Nick Cragg is very positive: The stamp duty change has already produced a sale at just over £250,000 which had been stuck as a result of the old system, and will save the buyer over £7,000. Properties worth just over the threshold should now stand a chance of selling at their rightful prices.
Mike Ford has the only dissenting voice as he does not expect the stamp duty changes to have any significant impact locally or anywhere else for that matter. However it will impact on London and properties at the top end of the market which will be effected negatively.
What Do We Think This Means For You?
Forecasting the National Housing Market let alone the Local Housing Market has proved notoriously difficult over recent years.
Ask an Estate Agent or Conveyancing Solicitor to describe a normal Housing Market and there may well be a few intakes of breath and a scratching of heads.
Steady As She Goes...
Steady as she goes would be our interpretation of our Estate Agents views.
It is in everyone’s interest for the Housing Market to remain stable and not too frothy.
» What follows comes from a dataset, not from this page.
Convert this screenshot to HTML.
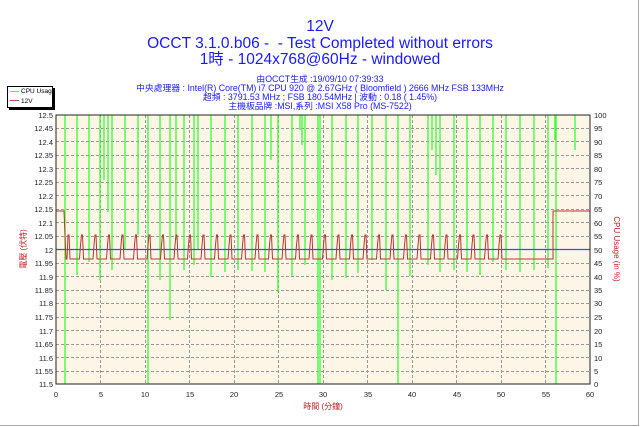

Especially when you are buying and selling, as Stuart MacKendrick urged, the price you pay for your new home and the price you receive for your existing home will be a relative one. In other words don’t set out with the idea that you can sell high and buy low and do it quickly and successfully.
We think, as most of the Estate Agents do that the reduction in Stamp Duty will have an impact.
Those people who have been put off by the high cost just for the privilege of moving may be stirred into action. Suddenly, buying a house at £300,000 will result in a saving of £4,000 from the previous Stamp Duty amount. A considerable amount of money!
General Mood of Optimism
The early anecdotal evidence is that the Housing Market has slightly stirred since the Stamp Duty announcement.
The general mood of optimism which remained relatively strong in 2014 should still be in evidence in the early part of 2015.
If you are thinking of moving, 2015, may be a very good time to consider it.
But, as our local Estate Agent experts advise - just don’t get carried away.